Is there a better way? Australia's greatest period of economic reform and the longest tenure in government by a single party since Robert Menzies, coincided with the accord, an agreement formally between the Hawke government and the unions, but in fact involving business - and to some extent other peak groups.

Each six months or so the government would outline the critical economic priorities. The accord partners would then negotiate seeking consensus on how to address them. The process delivered lower real wages, micro-economic reform and the introduction of key business taxes.

The opposition made what trouble it could. But the accord co-opted the great and powerful lobby groups out of their lowest common denominator cherry picking and into supporting the consensus.

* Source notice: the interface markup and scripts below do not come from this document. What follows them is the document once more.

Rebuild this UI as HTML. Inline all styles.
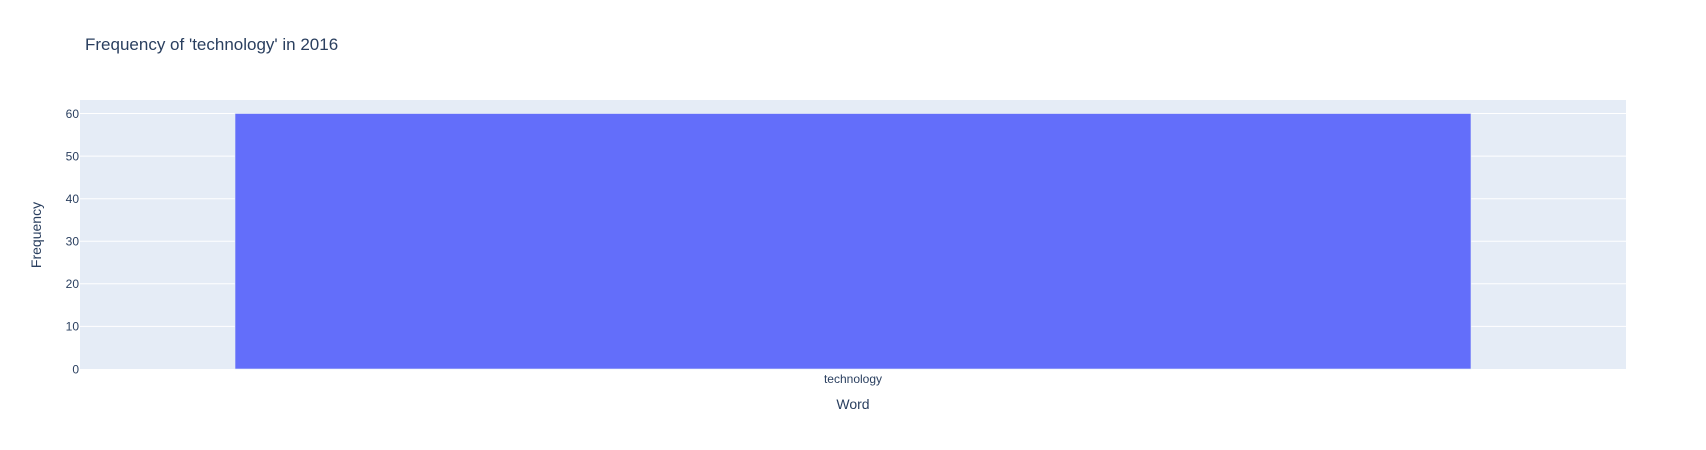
<!DOCTYPE html>
<html><head><meta charset="utf-8"><style>
html,body{margin:0;padding:0;background:#fff;width:1706px;height:450px;overflow:hidden}
</style></head><body>
<svg width="1706" height="450" xmlns="http://www.w3.org/2000/svg" font-family="'Liberation Sans', Arial, sans-serif">
<rect x="0" y="0" width="1706" height="450" fill="#fff"/>
<rect x="80" y="100" width="1546" height="269" fill="#e5ecf6"/>
<g stroke="#fff" stroke-width="1">
<line x1="80" x2="1626" y1="113.5" y2="113.5"/>
<line x1="80" x2="1626" y1="156.1" y2="156.1"/>
<line x1="80" x2="1626" y1="198.7" y2="198.7"/>
<line x1="80" x2="1626" y1="241.2" y2="241.2"/>
<line x1="80" x2="1626" y1="283.8" y2="283.8"/>
<line x1="80" x2="1626" y1="326.4" y2="326.4"/>
</g>
<rect x="235" y="113.5" width="1236" height="255.5" fill="#636efa" stroke="#e5ecf6" stroke-width="0.6"/>
<g fill="#2a3f5f" font-size="12" text-anchor="end">
<text x="79" y="118">60</text>
<text x="79" y="160.5">50</text>
<text x="79" y="203">40</text>
<text x="79" y="245.5">30</text>
<text x="79" y="288">20</text>
<text x="79" y="330.5">10</text>
<text x="79" y="373.5">0</text>
</g>
<text x="853" y="383" fill="#2a3f5f" font-size="12" text-anchor="middle">technology</text>
<text x="853" y="409" fill="#2a3f5f" font-size="14" text-anchor="middle">Word</text>
<text transform="translate(41,235) rotate(-90)" fill="#2a3f5f" font-size="14" text-anchor="middle">Frequency</text>
<text x="85" y="50" fill="#2a3f5f" font-size="17">Frequency of 'technology' in 2016</text>
</svg>
</body></html>
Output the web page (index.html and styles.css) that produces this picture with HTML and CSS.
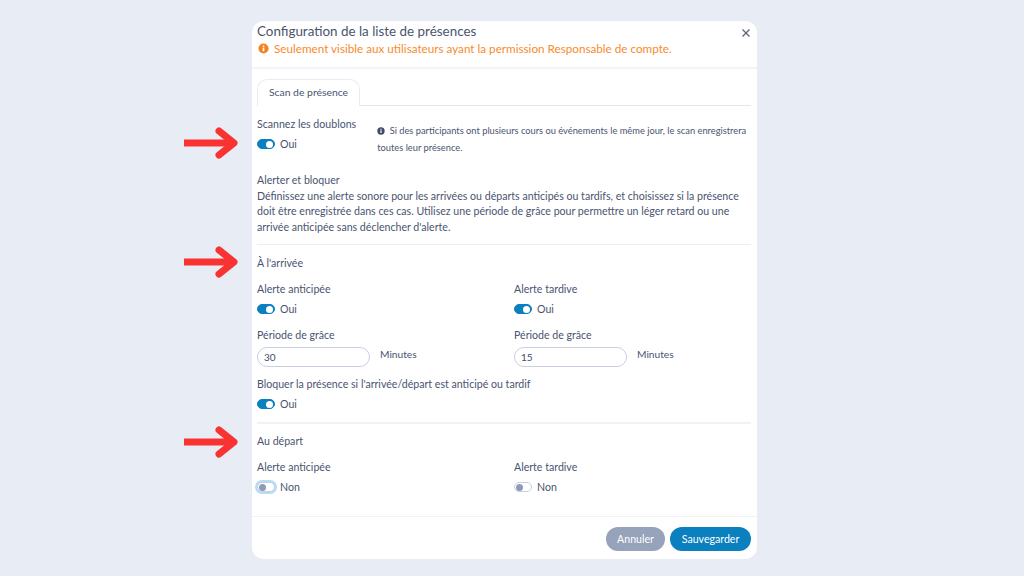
FILE: index.html
```html
<!DOCTYPE html>
<html lang="fr">
<head>
    <meta charset="UTF-8">
    <title>Configuration de la liste de présences</title>
    <link rel="stylesheet" href="styles.css">
</head>
<body>
    <!-- Red annotation arrows -->
    <svg class="arrow arrow-1" viewBox="0 0 54 32"><path class="shaft" d="M0 16H48"/><path d="M35 4L50 16L35 28"/></svg>
    <svg class="arrow arrow-2" viewBox="0 0 54 32"><path class="shaft" d="M0 16H48"/><path d="M35 4L50 16L35 28"/></svg>
    <svg class="arrow arrow-3" viewBox="0 0 54 32"><path class="shaft" d="M0 16H48"/><path d="M35 4L50 16L35 28"/></svg>

    <div class="modal">
        <div class="modal-header">
            <div class="modal-title">Configuration de la liste de présences</div>
            <div class="warning">
                <svg class="info-icon" viewBox="0 0 12 12">
                    <circle cx="6" cy="6" r="5.5" fill="#f5821f"/>
                    <rect x="5.1" y="5" width="1.8" height="4" fill="#fff"/>
                    <rect x="5.1" y="2.6" width="1.8" height="1.6" fill="#fff"/>
                </svg>
                Seulement visible aux utilisateurs ayant la permission Responsable de compte.
            </div>
            <svg class="close" viewBox="0 0 10 10"><path d="M1.5 1.5L8.5 8.5M8.5 1.5L1.5 8.5"/></svg>
        </div>

        <div class="modal-body">
            <div class="tabs">
                <div class="tab">Scan de présence</div>
            </div>

            <div class="scan-row">
                <div class="scan-field">
                    <div class="label">Scannez les doublons</div>
                    <div class="toggle-row">
                        <span class="toggle on"></span>
                        Oui
                    </div>
                </div>
                <div class="hint">
                    <svg class="hint-icon" viewBox="0 0 12 12">
                        <circle cx="6" cy="6" r="5.5" fill="#3f4a66"/>
                        <rect x="5.1" y="5" width="1.8" height="4" fill="#fff"/>
                        <rect x="5.1" y="2.6" width="1.8" height="1.6" fill="#fff"/>
                    </svg>
                    Si des participants ont plusieurs cours ou événements le même jour, le scan enregistrera toutes leur présence.
                </div>
            </div>

            <div class="alert-text">
                <div>Alerter et bloquer</div>
                <div>Définissez une alerte sonore pour les arrivées ou départs anticipés ou tardifs, et choisissez si la présence doit être enregistrée dans ces cas. Utilisez une période de grâce pour permettre un léger retard ou une arrivée anticipée sans déclencher d'alerte.</div>
            </div>

            <div class="section arrival">
                <div class="section-title">À l'arrivée</div>
                <div class="columns">
                    <div>
                        <div class="label">Alerte anticipée</div>
                        <div class="toggle-row"><span class="toggle on"></span>Oui</div>
                        <div class="label grace">Période de grâce</div>
                        <div class="minutes-row">
                            <input class="minutes-input" type="text" value="30">
                            <span class="minutes">Minutes</span>
                        </div>
                    </div>
                    <div>
                        <div class="label">Alerte tardive</div>
                        <div class="toggle-row"><span class="toggle on"></span>Oui</div>
                        <div class="label grace">Période de grâce</div>
                        <div class="minutes-row">
                            <input class="minutes-input" type="text" value="15">
                            <span class="minutes">Minutes</span>
                        </div>
                    </div>
                </div>
                <div class="label block-label">Bloquer la présence si l'arrivée/départ est anticipé ou tardif</div>
                <div class="toggle-row"><span class="toggle on"></span>Oui</div>
            </div>

            <div class="section departure">
                <div class="section-title">Au départ</div>
                <div class="columns">
                    <div>
                        <div class="label">Alerte anticipée</div>
                        <div class="toggle-row"><span class="toggle focus"></span>Non</div>
                    </div>
                    <div>
                        <div class="label">Alerte tardive</div>
                        <div class="toggle-row"><span class="toggle"></span>Non</div>
                    </div>
                </div>
            </div>
        </div>

        <div class="modal-footer">
            <button class="btn btn-cancel">Annuler</button>
            <button class="btn btn-save">Sauvegarder</button>
        </div>
    </div>
</body>
</html>
```

FILE: styles.css
```css
body {
    margin: 0;
    height: 576px;
    overflow: hidden;
    padding-top: 21px;
    box-sizing: border-box;
    background-color: #e8ecf5;
    font-family: "Lato", "Open Sans", sans-serif;
    font-size: 10.6px;
    color: #4a546f;
}

.arrow {
    position: absolute;
    left: 184px;
    width: 54px;
    height: 32px;
    fill: none;
    stroke: #f93232;
    stroke-width: 7;
    stroke-linejoin: round;
    stroke-linecap: round;
}

.arrow .shaft {
    stroke-linecap: butt;
}

.arrow-1 { top: 127px; }
.arrow-2 { top: 246px; }
.arrow-3 { top: 426px; }

.modal {
    width: 505px;
    height: 538px;
    margin-left: 252px;
    background-color: white;
    border-radius: 12px;
    display: flex;
    flex-direction: column;
}

.modal-header {
    position: relative;
    height: 46px;
    padding-left: 5px;
    border-bottom: 2px solid #f3f4f7;
}

.modal-title {
    padding-top: 2px;
    font-size: 13.4px;
    line-height: 17px;
}

.warning {
    display: flex;
    align-items: center;
    font-size: 11.7px;
    line-height: 17px;
    color: #f98a2c;
}

.info-icon {
    width: 11px;
    height: 11px;
    margin-right: 5px;
    margin-left: 1px;
}

.close {
    position: absolute;
    top: 7px;
    right: 6px;
    width: 10px;
    height: 10px;
    stroke: #5f6778;
    stroke-width: 1.4;
}

.modal-body {
    flex: 1;
    padding: 10px 6px 0 5px;
}

.tabs {
    height: 26px;
    border-bottom: 1px solid #e2e6f0;
}

.tab {
    box-sizing: border-box;
    width: 103px;
    height: 27px;
    padding-top: 6px;
    text-align: center;
    background-color: white;
    border: 1px solid #e8ebf3;
    border-bottom: none;
    border-radius: 10px 10px 0 0;
    font-size: 10.4px;
    line-height: 13px;
}

.label {
    line-height: 14px;
}

.toggle-row {
    display: flex;
    align-items: center;
    height: 14px;
    margin-top: 6px;
    line-height: 14px;
}

.toggle {
    box-sizing: border-box;
    position: relative;
    width: 18px;
    height: 10px;
    margin-right: 5px;
    border: 1px solid #c9cfe0;
    border-radius: 6px;
    background-color: white;
}

.toggle::after {
    content: '';
    position: absolute;
    top: 0.5px;
    left: 1px;
    width: 7px;
    height: 7px;
    border-radius: 50%;
    background-color: #8f9ab5;
}

.toggle.on {
    background-color: #0a80bf;
    border-color: #0a80bf;
}

.toggle.on::after {
    left: 8px;
    background-color: white;
}

.toggle.focus {
    box-shadow: 0 0 0 2px #b7dcf5;
}

.scan-row {
    display: flex;
    margin-top: 11px;
}

.scan-field {
    width: 121px;
}

.hint {
    width: 376px;
    padding-top: 6px;
    font-size: 9.3px;
    line-height: 16.5px;
}

.hint-icon {
    width: 8px;
    height: 8px;
    margin-right: 2px;
    vertical-align: -1px;
}

.alert-text {
    margin-top: 17px;
    padding-bottom: 9px;
    border-bottom: 1px solid #eceef4;
    line-height: 15.5px;
}

.section-title {
    line-height: 14px;
}

.arrival {
    padding-top: 11px;
    padding-bottom: 11px;
    border-bottom: 2px solid #f1f2f6;
}

.departure {
    padding-top: 10px;
}

.columns {
    display: grid;
    grid-template-columns: 257px 1fr;
    margin-top: 12px;
}

.grace {
    margin-top: 12px;
}

.minutes-row {
    display: flex;
    margin-top: 5px;
}

.minutes-input {
    box-sizing: border-box;
    width: 113px;
    height: 20px;
    padding: 0 6px;
    border: 1px solid #c9cfe0;
    border-radius: 10px;
    font-family: inherit;
    font-size: 10px;
    color: #414c68;
    outline: none;
}

.minutes {
    margin-left: 10px;
    font-size: 10.2px;
    line-height: 14px;
}

.block-label {
    margin-top: 10px;
}

.modal-footer {
    display: flex;
    justify-content: flex-end;
    align-items: flex-start;
    gap: 5px;
    height: 43px;
    padding: 10px 6px 0 0;
    box-sizing: border-box;
    border-top: 1px solid #f1f2f6;
}

.btn {
    height: 24px;
    padding: 0;
    border: none;
    border-radius: 12px;
    font-family: inherit;
    font-size: 10.6px;
    color: white;
}

.btn-cancel {
    width: 59px;
    background-color: #97a2bb;
}

.btn-save {
    width: 81px;
    background-color: #0a80bf;
}
```
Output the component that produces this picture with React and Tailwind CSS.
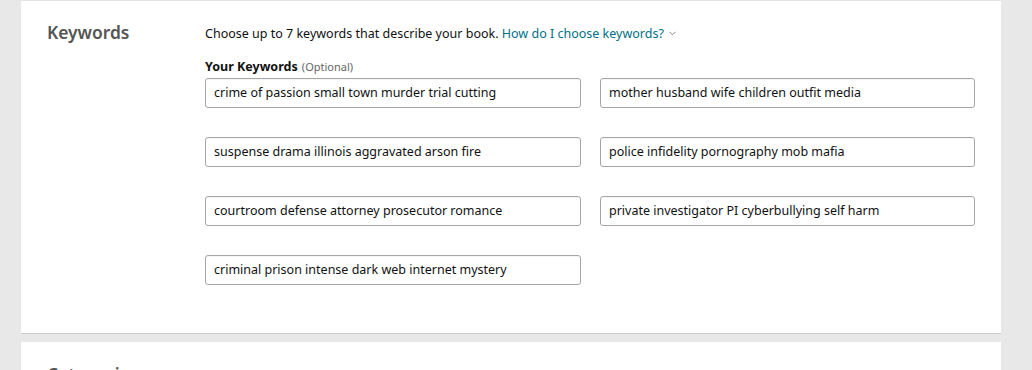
import React from "react";

const left = [
  "crime of passion small town murder trial cutting",
  "suspense drama illinois aggravated arson fire",
  "courtroom defense attorney prosecutor romance",
  "criminal prison intense dark web internet mystery",
];
const right = [
  "mother husband wife children outfit media",
  "police infidelity pornography mob mafia",
  "private investigator PI cyberbullying self harm",
];

function KwInput({ value }) {
  return (
    <div className="h-[30px] border border-[#a6a6a6] rounded-[3px] bg-white flex items-center pl-[8px] pt-[1px] text-[12.5px] text-[#111] shadow-[inset_0_1px_0_rgba(0,0,0,0.04)]">
      {value}
    </div>
  );
}

export default function App() {
  const rows = [0, 1, 2, 3];
  return (
    <div
      className="w-[1032px] h-[370px] overflow-hidden bg-[#e8e8e8] pl-[21px]"
      style={{ fontFamily: '"Noto Sans", "Open Sans", sans-serif' }}
    >
      <div className="w-[980px] bg-white border-t border-[#e3e3e3] border-b border-b-[#cccccc] h-[334px] flex">
        <div className="w-[184px] pl-[26px] pt-[18px]">
          <h2 className="text-[17.4px] font-semibold text-[#555] leading-[26px]">Keywords</h2>
        </div>
        <div className="pt-[23px]">
          <p className="text-[12.5px] text-[#111] leading-[20px]">
            Choose up to 7 keywords that describe your book.{" "}
            <span className="text-[#007185]">How do I choose keywords?</span>
            <svg className="inline-block ml-[5px] mb-[2px]" width="7" height="5" viewBox="0 0 7 5">
              <path d="M0.5 0.8 L3.5 3.8 L6.5 0.8" fill="none" stroke="#888" strokeWidth="1" />
            </svg>
          </p>
          <div className="mt-[14px] leading-[14px]">
            <span className="text-[12.5px] font-bold text-[#111]">Your Keywords</span>{" "}
            <span className="text-[11px] text-[#666]">(Optional)</span>
          </div>
          <div className="mt-[4px] grid grid-cols-[376px_375px] gap-x-[19px] gap-y-[29px]">
            {rows.map((i) => (
              <React.Fragment key={i}>
                <KwInput value={left[i]} />
                {right[i] ? <KwInput value={right[i]} /> : <div />}
              </React.Fragment>
            ))}
          </div>
        </div>
      </div>
      <div className="mt-[8px] w-[980px] bg-white h-[200px] flex">
        <div className="w-[184px] pl-[26px] pt-[19px]">
          <h2 className="text-[17.4px] font-semibold text-[#555] leading-[26px]">Categories</h2>
        </div>
        <div className="pt-[26px]">
          <p className="text-[12.5px] text-[#111] leading-[20px]">
            Choose up to two browse categories.{" "}
            <span className="text-[#007185]">Why are categories important?</span>
          </p>
        </div>
      </div>
    </div>
  );
}
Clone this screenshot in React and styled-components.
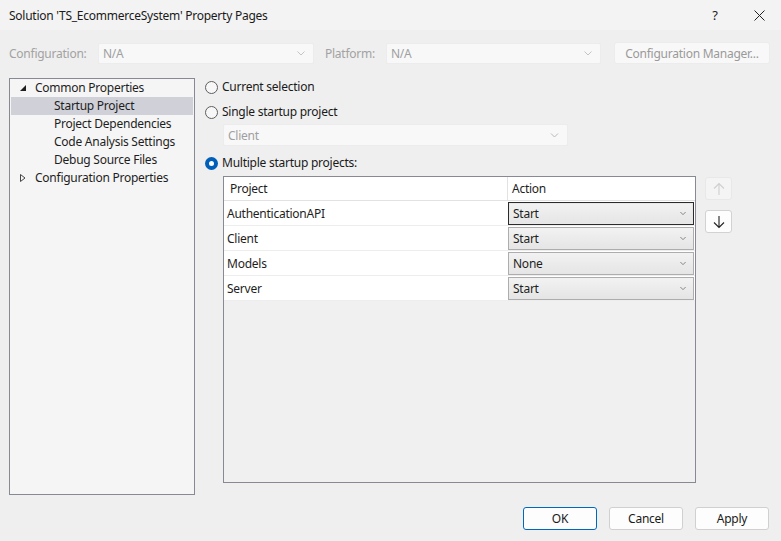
import styled, { createGlobalStyle, css } from "styled-components";

const Global = createGlobalStyle`
  html, body { margin: 0; padding: 0; background: #efefef; }
  body {
    font-family: "Noto Sans", "Liberation Sans", sans-serif;
    font-size: 12px;
    letter-spacing: -0.25px;
    color: #1a1a1a;
  }
`;

const Dialog = styled.div`
  width: 781px;
  height: 541px;
  display: flex;
  flex-direction: column;
  background: #efefef;
  overflow: hidden;
`;

const TitleBar = styled.div`
  height: 30px;
  flex: none;
  display: flex;
  align-items: center;
  padding-left: 9px;
  background: #f3f3f3;
  color: #1a1a1a;
`;
const TitleText = styled.div`
  flex: 1;
`;
const TitleButton = styled.div`
  width: 44px;
  height: 30px;
  display: flex;
  align-items: center;
  justify-content: center;
  font-size: 13px;
  color: #222;
`;

const ConfigRow = styled.div`
  margin-top: 12px;
  height: 22px;
  display: flex;
  align-items: center;
  padding-left: 9px;
`;
const FieldLabel = styled.div`
  width: ${(p) => p.$w}px;
  margin-left: ${(p) => p.$ml || 0}px;
  color: #a2a2a2;
`;
const Combo = styled.div`
  box-sizing: border-box;
  width: ${(p) => p.$w}px;
  height: 21px;
  display: flex;
  align-items: center;
  padding: 0 8px 0 4px;
  background: #f8f8f8;
  border: 1px solid #ececec;
  border-radius: 2px;
  color: #a0a0a0;
  span { flex: 1; }
`;
const CMButton = styled.div`
  box-sizing: border-box;
  margin-left: 13px;
  width: 156px;
  height: 22px;
  display: flex;
  align-items: center;
  justify-content: center;
  background: #f8f8f8;
  border: 1px solid #ececec;
  border-radius: 3px;
  color: #9a9a9a;
`;

const Main = styled.div`
  margin-top: 14px;
  height: 417px;
  display: flex;
  padding-left: 9px;
`;

const Tree = styled.div`
  box-sizing: border-box;
  width: 186px;
  height: 417px;
  border: 1px solid #878a92;
  background: #f5f5f5;
  padding: 0 1px;
`;
const TreeItem = styled.div`
  height: 18px;
  display: flex;
  align-items: center;
  padding-left: ${(p) => (p.$child ? 43 : 8)}px;
  background: ${(p) => (p.$selected ? "#cfd0d8" : "transparent")};
  color: #1e1e1e;
  line-height: 16px;
  padding-bottom: 1px;
  box-sizing: border-box;
`;
const Expander = styled.svg`
  width: 8px;
  height: 8px;
  margin-right: 8px;
`;

const Right = styled.div`
  margin-left: 10px;
  display: flex;
  flex-direction: column;
`;
const RadioRow = styled.div`
  height: 18px;
  display: flex;
  align-items: center;
  margin-top: ${(p) => p.$mt || 0}px;
  line-height: 16px;
`;
const RadioCircle = styled.div`
  box-sizing: border-box;
  width: 13px;
  height: 13px;
  border-radius: 50%;
  margin-right: 4px;
  ${(p) =>
    p.$checked
      ? css`
          background: #005fb8;
          display: flex;
          align-items: center;
          justify-content: center;
          &::after {
            content: "";
            width: 5px;
            height: 5px;
            border-radius: 50%;
            background: #fff;
          }
        `
      : css`
          border: 1px solid #5e5e5e;
          background: #f7f7f7;
        `}
`;

const ClientCombo = styled(Combo)`
  margin: 3px 0 0 18px;
  height: 22px;
`;

const TableArea = styled.div`
  display: flex;
  margin: 4px 0 0 18px;
`;
const Table = styled.div`
  box-sizing: border-box;
  width: 473px;
  height: 307px;
  border: 1px solid #878a92;
  background: #f0f0f0;
`;
const Row = styled.div`
  display: grid;
  grid-template-columns: 283px 1fr;
  height: ${(p) => (p.$head ? 24 : 25)}px;
  background: #fff;
  border-bottom: 1px solid ${(p) => (p.$head ? "#e2e2e2" : "#ededed")};
  box-sizing: border-box;
`;
const Cell = styled.div`
  display: flex;
  align-items: center;
  padding-left: ${(p) => p.$pl ?? 3}px;
  border-left: ${(p) => (p.$divide ? "1px solid #e2e2e2" : "none")};
  color: #1e1e1e;
`;
const ActionCombo = styled.div`
  box-sizing: border-box;
  width: 186px;
  height: 23px;
  display: flex;
  align-items: center;
  padding: 0 7px 0 4px;
  background: linear-gradient(#f2f2f2, #e5e5e5);
  border: 1px solid ${(p) => (p.$focus ? "#2b2b2b" : "#adadad")};
  ${(p) => p.$focus && "box-shadow: inset 0 0 0 1px #e8e8e8;"}
  span { flex: 1; }
`;

const SideButtons = styled.div`
  margin-left: 9px;
  display: flex;
  flex-direction: column;
  gap: 10px;
  padding-top: 1px;
`;
const ArrowButton = styled.div`
  box-sizing: border-box;
  width: 27px;
  height: 23px;
  border: 1px solid ${(p) => (p.$disabled ? "#e8e8e8" : "#d2d2d2")};
  border-radius: 3px;
  background: ${(p) => (p.$disabled ? "#f4f4f4" : "#fdfdfd")};
  display: flex;
  align-items: center;
  justify-content: center;
`;

const Footer = styled.div`
  display: flex;
  justify-content: flex-end;
  gap: 12px;
  padding: 12px 12px 0 0;
`;
const Button = styled.div`
  box-sizing: border-box;
  width: 74px;
  height: 23px;
  display: flex;
  align-items: center;
  justify-content: center;
  background: #fdfdfd;
  border: 1px solid ${(p) => (p.$primary ? "#0067c0" : "#d0d0d0")};
  border-radius: 3px;
  color: #1a1a1a;
`;

const Chevron = ({ color = "#a8a8a8", w = 8 }) => (
  <svg width={w} height="5" viewBox="0 0 8 5">
    <polyline points="0.5,0.5 4,4 7.5,0.5" fill="none" stroke={color} strokeWidth="1" />
  </svg>
);

const Arrow = ({ up, color }) => (
  <svg width="12" height="14" viewBox="0 0 12 14">
    {up ? (
      <path d="M6 13V1.5M1 6.5L6 1.5L11 6.5" fill="none" stroke={color} strokeWidth="1.1" />
    ) : (
      <path d="M6 1v11.5M1 7.5L6 12.5L11 7.5" fill="none" stroke={color} strokeWidth="1.1" />
    )}
  </svg>
);

const projects = [
  { name: "AuthenticationAPI", action: "Start", focus: true },
  { name: "Client", action: "Start" },
  { name: "Models", action: "None" },
  { name: "Server", action: "Start" },
];

export default function App() {
  return (
    <Dialog>
      <Global />
      <TitleBar>
        <TitleText>Solution 'TS_EcommerceSystem' Property Pages</TitleText>
        <TitleButton>?</TitleButton>
        <TitleButton>
          <svg width="11" height="11" viewBox="0 0 11 11">
            <path d="M0.5 0.5L10.5 10.5M10.5 0.5L0.5 10.5" stroke="#222" strokeWidth="1" />
          </svg>
        </TitleButton>
      </TitleBar>

      <ConfigRow>
        <FieldLabel $w={89}>Configuration:</FieldLabel>
        <Combo $w={216}>
          <span>N/A</span>
          <Chevron color="#c4c4c4" />
        </Combo>
        <FieldLabel $w={61} $ml={11}>Platform:</FieldLabel>
        <Combo $w={215}>
          <span>N/A</span>
          <Chevron color="#c4c4c4" />
        </Combo>
        <CMButton>Configuration Manager...</CMButton>
      </ConfigRow>

      <Main>
        <Tree>
          <TreeItem>
            <Expander viewBox="0 0 8 8">
              <polygon points="7,1 7,7 1,7" fill="#1e1e1e" />
            </Expander>
            Common Properties
          </TreeItem>
          <TreeItem $child $selected>Startup Project</TreeItem>
          <TreeItem $child>Project Dependencies</TreeItem>
          <TreeItem $child>Code Analysis Settings</TreeItem>
          <TreeItem $child>Debug Source Files</TreeItem>
          <TreeItem>
            <Expander viewBox="0 0 8 8">
              <polygon points="1.5,0.5 6,4 1.5,7.5" fill="none" stroke="#444" strokeWidth="1" />
            </Expander>
            Configuration Properties
          </TreeItem>
        </Tree>

        <Right>
          <RadioRow>
            <RadioCircle />
            Current selection
          </RadioRow>
          <RadioRow $mt={7}>
            <RadioCircle />
            Single startup project
          </RadioRow>
          <ClientCombo $w={345}>
            <span>Client</span>
            <Chevron color="#b8b8b8" w={9} />
          </ClientCombo>
          <RadioRow $mt={8}>
            <RadioCircle $checked />
            Multiple startup projects:
          </RadioRow>
          <TableArea>
            <Table>
              <Row $head>
                <Cell $pl={6}>Project</Cell>
                <Cell $divide $pl={4}>Action</Cell>
              </Row>
              {projects.map((p) => (
                <Row key={p.name}>
                  <Cell>{p.name}</Cell>
                  <Cell $pl={1}>
                    <ActionCombo $focus={p.focus}>
                      <span>{p.action}</span>
                      <Chevron color="#666" w={6} />
                    </ActionCombo>
                  </Cell>
                </Row>
              ))}
            </Table>
            <SideButtons>
              <ArrowButton $disabled>
                <Arrow up color="#cfcfcf" />
              </ArrowButton>
              <ArrowButton>
                <Arrow color="#222" />
              </ArrowButton>
            </SideButtons>
          </TableArea>
        </Right>
      </Main>

      <Footer>
        <Button $primary>OK</Button>
        <Button>Cancel</Button>
        <Button>Apply</Button>
      </Footer>
    </Dialog>
  );
}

Unions sold lower real wages to workers and business leaders sold capital gains and fringe benefits taxation to business. Even the opposition was shamed and bullied into supporting micro-economic reform. When they opposed capital gains tax and fringe benefits tax they looked carping, negative and irrelevant.

Of course, any modern analogue of the accord would be very different, but I'm hoping our new PM takes some inspiration from the consensus style of Australia's most successful Labor PM, the only really good prime minister in my lifetime. After Paul Keating, John Howard and Rudd, they might be ready to dial down the political heroics and embrace a government that builds social consensus behind its vision.

Nicholas Gruen is the chief executive of Lateral Economics.